Aside from my closest friends and my mom, nobody would like the things I began writing at first.  I wasn’t deserving of praise and attention from an objective audience, and now it is obvious. But at the time, I was confused as to why my first blog posts weren’t catching on like wildfire. But now I get it, at least partially. I hardly knew what the hell I was doing, and still don’t, but I’m closer. Even if all of my friends share my posts, the people that come back and read them are those that are touched by what they see because they found it on their own; rarely if ever is it the people who I messaged and personally asked to come by. And I know that I have more sharing to do, more vulnerability to meet, and more techniques to employ in terms of applying the knowledge I’ve worked for many years to understand.

Maybe we need to understand our non-responsive audience more effectively. They aren’t psychic, we aren’t sharing something of value to them, and when we do, they will be touched and will come back for more. If we are sharing honestly and vulnerably and nobody cares, then perhaps we need to re-evaluate what we are doing if their attention is something that we require (such as anyone who wants to write or make art for a living).

This is a new way of thinking for me and I’m trying it on to see what new actions it may lead to. The last time I explored a mindset (paying more attention to vulnerability, from Brene Brown’s TED talk) I ended up cutting off five years’ worth of dreadlocks because I realized that the comfort I was gaining from them was not necessarily something I wanted to keep indulging in.

I  realize that my old writing was full of assumptions and expectations, laying a whole lot on the shoulders of Magic, and I’m only now starting to find my voice and hold that weight myself, letting Magic do what it wants and letting the psychic abilities of my readers be used for better things than figuring out what I’m trying to say.

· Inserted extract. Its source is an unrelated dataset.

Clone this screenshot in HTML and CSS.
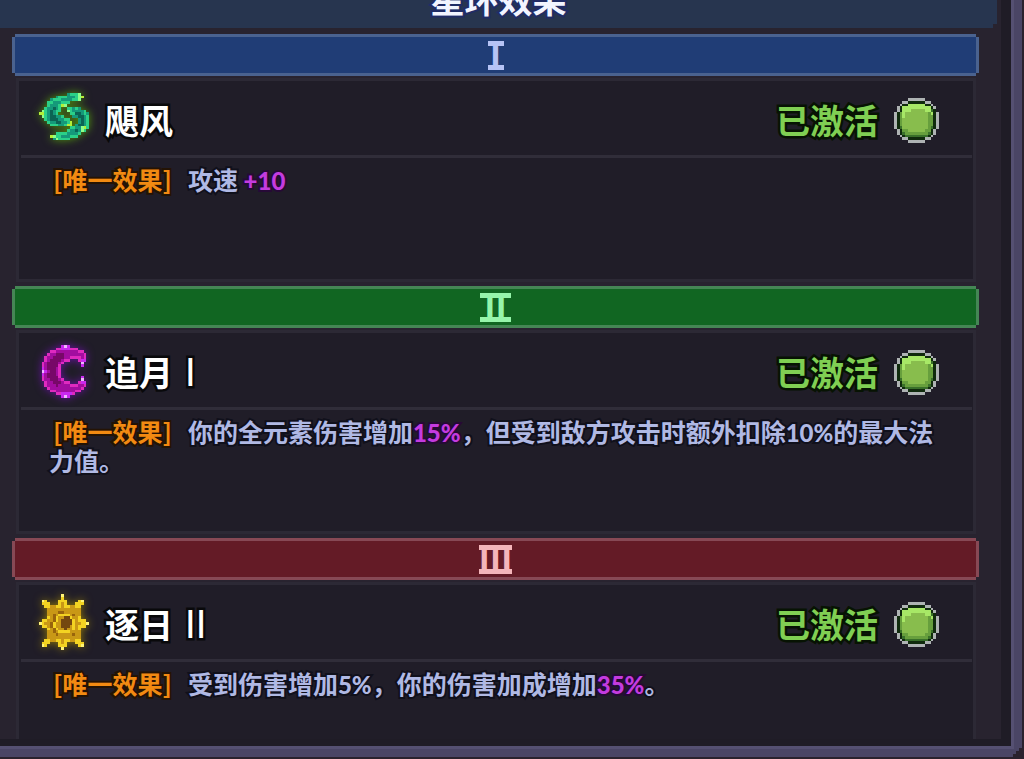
FILE: index.html
```
<!DOCTYPE html>
<html lang="zh-CN">
<head>
<meta charset="utf-8">
<title>星环效果</title>
<link rel="stylesheet" href="styles.css">
</head>
<body>
<div class="frame">
  <main class="viewport">
    <header class="header"><h1>星环效果</h1></header>

    <section class="ring ring-blue">
      <h2 class="band"><span class="numeral one">Ⅰ</span></h2>
      <article class="card">
        <div class="card-head">
          <svg class="icon glow-green" data-sprite="wind" aria-hidden="true"></svg>
          <h3>飓风</h3>
          <span class="status">已激活</span>
          <svg class="orb" data-sprite="orb" aria-hidden="true"></svg>
        </div>
        <p class="desc"><span class="tag">[唯一效果]</span>攻速 <b class="plus">+10</b></p>
      </article>
    </section>

    <section class="ring ring-green">
      <h2 class="band"><span class="numeral two">Ⅱ</span></h2>
      <article class="card">
        <div class="card-head">
          <svg class="icon glow-purple" data-sprite="moon" aria-hidden="true"></svg>
          <h3>追月<span class="rank">I</span></h3>
          <span class="status">已激活</span>
          <svg class="orb" data-sprite="orb" aria-hidden="true"></svg>
        </div>
        <p class="desc"><span class="tag">[唯一效果]</span>你的全元素伤害增加<b class="plus">15%</b>，但受到敌方攻击时额外扣除<b>10%</b>的最大法力值。</p>
      </article>
    </section>

    <section class="ring ring-red">
      <h2 class="band"><span class="numeral three">Ⅲ</span></h2>
      <article class="card">
        <div class="card-head">
          <svg class="icon glow-gold" data-sprite="sun" aria-hidden="true"></svg>
          <h3>逐日<span class="rank">II</span></h3>
          <span class="status">已激活</span>
          <svg class="orb" data-sprite="orb" aria-hidden="true"></svg>
        </div>
        <p class="desc"><span class="tag">[唯一效果]</span>受到伤害增加<b>5%</b>，你的伤害加成增加<b class="plus">35%</b>。</p>
      </article>
    </section>
  </main>
</div>
<script src="sprites.js"></script>
</body>
</html>
```
FILE: styles.css
```
* { box-sizing: border-box; }
body {
  margin: 0;
  padding: 0 2px 2px 0;
  background: #2a222e;
  font-family: "Noto Sans CJK SC", sans-serif;
}
h1, h2, h3, p { margin: 0; }
.frame {
  height: calc(100vh - 2px);
  padding: 0 13px 10px 0;
  display: flex;
  background: #1f1c26;
  border-right: 8px solid #4a4565;
  border-bottom: 8px solid #4a4565;
  box-shadow: inset -3px -3px 0 #555072;
  clip-path: polygon(0 0, 100% 0, 100% calc(100% - 9px), calc(100% - 3px) calc(100% - 9px), calc(100% - 3px) calc(100% - 6px), calc(100% - 6px) calc(100% - 6px), calc(100% - 6px) calc(100% - 3px), calc(100% - 9px) calc(100% - 3px), calc(100% - 9px) 100%, 0 100%);
  overflow: hidden;
}
.viewport {
  flex: 1;
  min-width: 0;
  overflow: hidden;
  background: #28232f;
}
.header {
  height: 28px;
  margin-right: 4px;
  padding-bottom: 8px;
  display: flex;
  justify-content: center;
  align-items: flex-end;
  background: #27354f;
  clip-path: polygon(0 0, 100% 0, 100% calc(100% - 4px), calc(100% - 4px) calc(100% - 4px), calc(100% - 4px) 100%, 0 100%);
}
.header h1 {
  font-size: 34px;
  line-height: 42px;
  color: #f2f4ff;
  -webkit-text-stroke: 4px #202c66;
  paint-order: stroke fill;
}
.ring { margin: 6px 22px 4px 12px; }
.ring + .ring { margin-top: 0; }
.band {
  height: 42px;
  display: flex;
  justify-content: center;
  align-items: center;
  border: 3px solid;
  font-size: 34px;
  line-height: 36px;
  clip-path: polygon(3px 0, calc(100% - 3px) 0, calc(100% - 3px) 3px, 100% 3px, 100% calc(100% - 3px), calc(100% - 3px) calc(100% - 3px), calc(100% - 3px) 100%, 3px 100%, 3px calc(100% - 3px), 0 calc(100% - 3px), 0 3px, 3px 3px);
}
.numeral {
  height: 29px;
  display: flex;
  justify-content: center;
  align-items: center;
  border-top: 5px solid;
  border-bottom: 5px solid;
}
.one { width: 16px; }
.two { width: 31px; }
.three { width: 33px; }
.ring-blue .band { background: #203d76; border-color: #4a628f; color: #b6c3f5; }
.ring-green .band { background: #116622; border-color: #458655; color: #96f5ab; }
.ring-red .band { background: #641b26; border-color: #874955; color: #f5b5ba; }
.card {
  min-height: 204px;
  margin: 2px 3px 0 4px;
  background: #201d28;
  border: 3px solid #2c2935;
}
.card-head {
  height: 77px;
  margin: 0 1px 0 2px;
  padding: 0 33px 0 15px;
  display: flex;
  align-items: center;
  border-bottom: 3px solid #302d39;
}
.icon { width: 56px; height: 56px; flex: none; }
.orb { width: 45px; height: 45px; flex: none; margin-left: 16px; margin-top: 4px; }
.card-head h3 {
  flex: 1;
  margin-left: 13px;
  padding-top: 4px;
  font-size: 34px;
  line-height: 50px;
  color: #fff;
  -webkit-text-stroke: 5px #09090b;
  paint-order: stroke fill;
}
.rank { margin-left: 12px; font-family: Lato, sans-serif; font-size: 38px; line-height: 40px; font-weight: 400; }
.status {
  padding-top: 4px;
  font-size: 34px;
  line-height: 50px;
  font-weight: 700;
  color: #80cf53;
  -webkit-text-stroke: 5px #071303;
  paint-order: stroke fill;
}
.desc {
  padding: 7px 26px 8px 30px;
  font-size: 25px;
  line-height: 29px;
  font-weight: 700;
  color: #b0b9e4;
  -webkit-text-stroke: 4px #10101b;
  paint-order: stroke fill;
}
.desc b { font-family: Lato, sans-serif; font-size: 24px; line-height: 20px; }
.desc .plus { color: #c43be0; -webkit-text-stroke-color: #260a36; }
.tag { margin: 0 16px 0 4px; color: #f28a12; -webkit-text-stroke-color: #241304; }
.glow-green { filter: drop-shadow(0 0 4px #52960b); }
.glow-purple { filter: drop-shadow(0 0 4px #6612a0); }
.glow-gold { filter: drop-shadow(0 0 4px #8c7608); }
```
FILE: sprites.js
```
const sprites = {
  wind: {
    colors: { a: '#2bd088', b: '#15997a', c: '#0b6454', d: '#8dff8a', y: '#b4ee38' },
    rows: [
      '....................',
      '...........baaad....',
      '.......baaabbbady...',
      '.....baaabbbbaad....',
      '....aabbbaaa........',
      '....abbbayd.........',
      '...abbcba..aabab....',
      '..dabcbaa..dabbbba..',
      '.yyabcba....aaccbab.',
      '..dabccbba...bbccba.',
      '...abcccbbaa...bcba.',
      '....abbccbbay..bcba.',
      '.....aaabbayy.bccba.',
      '............aabbdya.',
      '...........abbcbda..',
      '.......aaaabbbba....',
      '.....ydaabbbaaa.....',
      '......bdaaaa........',
      '....................',
      '....................'
    ]
  },
  moon: {
    colors: { p: '#df2abf', m: '#a30da0', d: '#780868', w: '#f0b5ff', v: '#c928ef' },
    rows: [
      '....................',
      '.........vwv........',
      '.......ppvvvppp.....',
      '.....ppmmmmmmmmpp...',
      '....pmmdddmmmmmmmp..',
      '...pmmddddmmppppmp..',
      '...pmddddmpp...pvv..',
      '..pmddddmp......w...',
      '..pmddddp.......v...',
      '..vmdddmp...........',
      '..wvmddmp...........',
      '..vmdddmp...........',
      '..pmddddp.......v...',
      '..pmmdddmp......w...',
      '...pmmdddmpp...pvv..',
      '...pmmmdmmmmpppmmp..',
      '....pmmmmmmmmmmmp...',
      '.....ppmmmmmmmpp....',
      '.......ppvvvvp......',
      '.........vwv........'
    ]
  },
  sun: {
    colors: { y: '#f3d322', o: '#c99816', d: '#98640c', k: '#744710', w: '#fff579' },
    rows: [
      '.........w..........',
      '.........y..........',
      '..wy....yyy....yw...',
      '..yyy...yoy...yyy...',
      '...yyooyyoyyooyy....',
      '....oooooooooooo....',
      '....ooooddoooooo....',
      '....oodoyyyyodoo....',
      '....yodyookkyooy....',
      '..yyoodyokkkkyoyyy..',
      '.wyoodyookkkkyooyyw.',
      '..yyodyookkkoyoyyy..',
      '....yodyookooyoy....',
      '....oodoyyyyoooo....',
      '....ooodooooodoo....',
      '....oooooooooooo....',
      '...yyooyyoyyooyy....',
      '..yyy...yoy...yyy...',
      '..wy....yyy....yw...',
      '.........w..........'
    ]
  },
  orb: {
    colors: { e: '#aeb3b3', k: '#102b0d', l: '#a7e866', g: '#88bd4d', m: '#679f3d', d: '#39702a' },
    rows: [
      '.....eeeeee.....',
      '...eekkkkkkee...',
      '..ekkllllllkke..',
      '.ekllllllllllke.',
      '.eklllggggglldk.',
      'ekmlggggggggmlke',
      'ekmlggggggggmmke',
      'ekmgggggggggmmke',
      'ekmgggggggggmmke',
      'ekmgggggggggmmke',
      'ekdgggggggggmdke',
      '.ekmmggggggmmke.',
      '.ekdmmmmmmmmdke.',
      '..ekddddddddke..',
      '...eekkkkkkee...',
      '.....eeeeee.....'
    ]
  }
};

document.querySelectorAll('[data-sprite]').forEach((svg) => {
  const { colors, rows } = sprites[svg.dataset.sprite];
  svg.setAttribute('viewBox', `0 0 ${rows[0].length} ${rows.length}`);
  svg.setAttribute('shape-rendering', 'crispEdges');
  rows.forEach((row, y) => [...row].forEach((key, x) => {
    if (!colors[key]) return;
    const rect = document.createElementNS('http://www.w3.org/2000/svg', 'rect');
    rect.setAttribute('x', x);
    rect.setAttribute('y', y);
    rect.setAttribute('width', 1);
    rect.setAttribute('height', 1);
    rect.setAttribute('fill', colors[key]);
    svg.appendChild(rect);
  }));
});
```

I’m supposed to be a writer, so it’s kind of my freaking job. I may as well step up to it.

What About You?

Do you think that you are getting the attention you think you deserve for your art, writing, or other type of work? If not, do you know what you want to do better? Do you want support in that regard?

Do you think that this is crazy and I’m totally off track, and that things can get organically famous and popular without the person having spent time on the skill or figuring out how to best share it with the world? Do those of us that are beginners have any hope of reaching people? Have you ever done something as a beginner and had it have a great impact on others?

Do you use indirect communication, or do you know someone who does? Is it less annoying to you than to me?

I always love your guys’ thoughts; they have helped me learn about my writing more than anything in the past.  Thank you so very much for sharing them, publicly and privately.